Imagine going fast, hitting a bump, and then – BOOM – your tire explodes off the rim. Yikes!
Want to Dive Deeper?
If your head isn’t spinning from all this wheel talk and you want to get into the nitty-gritty details about rim widths and tire sizes, there’s more to explore. Check out [THIS ARTICLE] for even more info!
Should You Put Road Tires on a 29er Mountain Bike? Let’s Discuss!
Can You? Yes. Should You? Let’s See…
Alright, you’ve got a mountain bike and you’re thinking about popping some road tires onto it. Technically, if you follow the right steps, like getting narrower rims, you can fit road tires onto a mountain bike. Want to deep dive into that process? There’s a special article all about replacing mountain bike tires with road ones.
Why It Might Not Be the Best Idea
Mountain bikes are made for, well, mountains and trails and all sorts of off-road adventures! Those big, chunky tires you see on them? They’re designed to grip onto the dirt, rocks, and whatever else the trail throws at them.
Think about it this way: Tires are the shoes of your bike. Just like you wouldn’t wear ballet slippers for hiking, there are reasons not to put road tires on a mountain bike. They’re made for smooth pavements, not rocky trails. Road tires are thinner and don’t have the big grips that mountain bike tires do. If you tried to use them off-road, you’d find yourself slipping and sliding everywhere.
What if You Want to Ride Your Mountain Bike on Roads?
If you’re using your mountain bike just for commuting or short rides in the city, the standard mountain bike tires will work fine. Sure, they might be a bit slower because of their size and shape, but it’s not a huge difference.
But if you’re dreaming of long, fast rides on paved roads, it might be time to think about getting a separate road bike. Why? It’s not just the tires. Mountain bikes are heavier and often have suspensions which make them less efficient on roads.
The Bottom Line
You could technically fit road tires onto a mountain bike, but it’s probably more trouble than it’s worth. And you might not get the smooth, safe ride you’re hoping for.
Fun Side Note: Road Bikes Off-Road?
By the way, if you’re curious about taking road bikes on off-road adventures, there’s a fun article right [here] that you can check out!

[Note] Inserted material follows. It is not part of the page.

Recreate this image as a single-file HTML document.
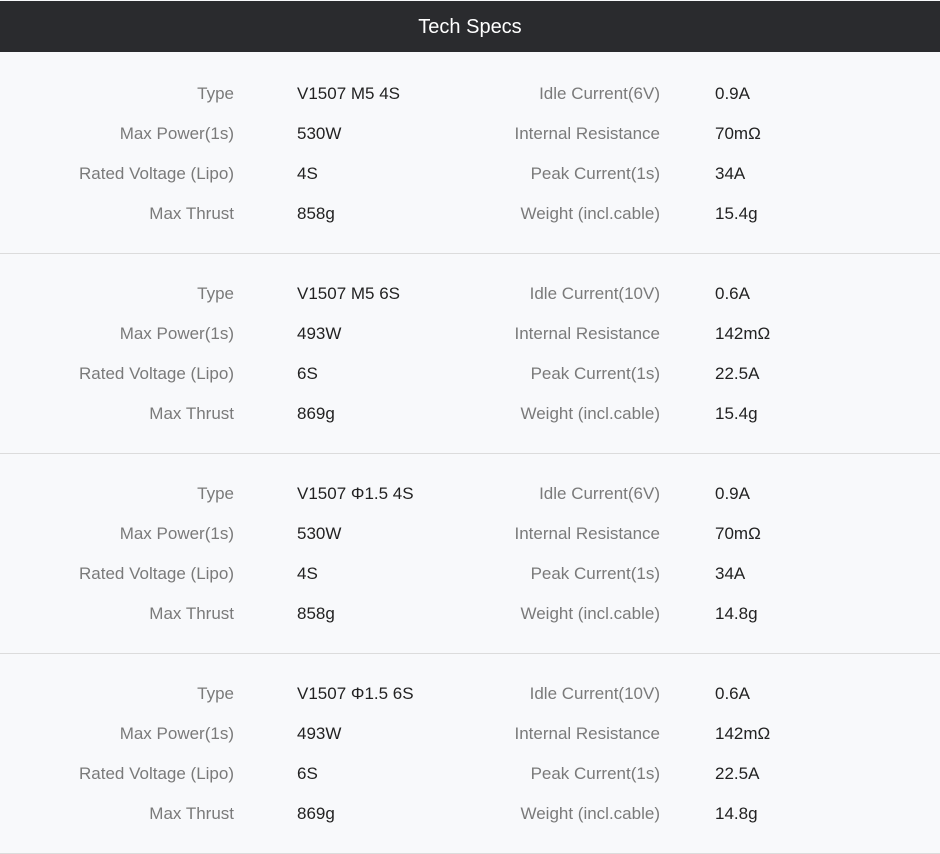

700c vs. 29er: Like Twins with Different Personalities
Okay, so when you look at the numbers, 700c and 29er tires look identical. But how you use them can make all the difference. When you’re choosing tires or wheels, remember that while 700c and 29er might seem like twins, they’re not always interchangeable. It’s a bit of a puzzle, but isn’t that what makes biking fun?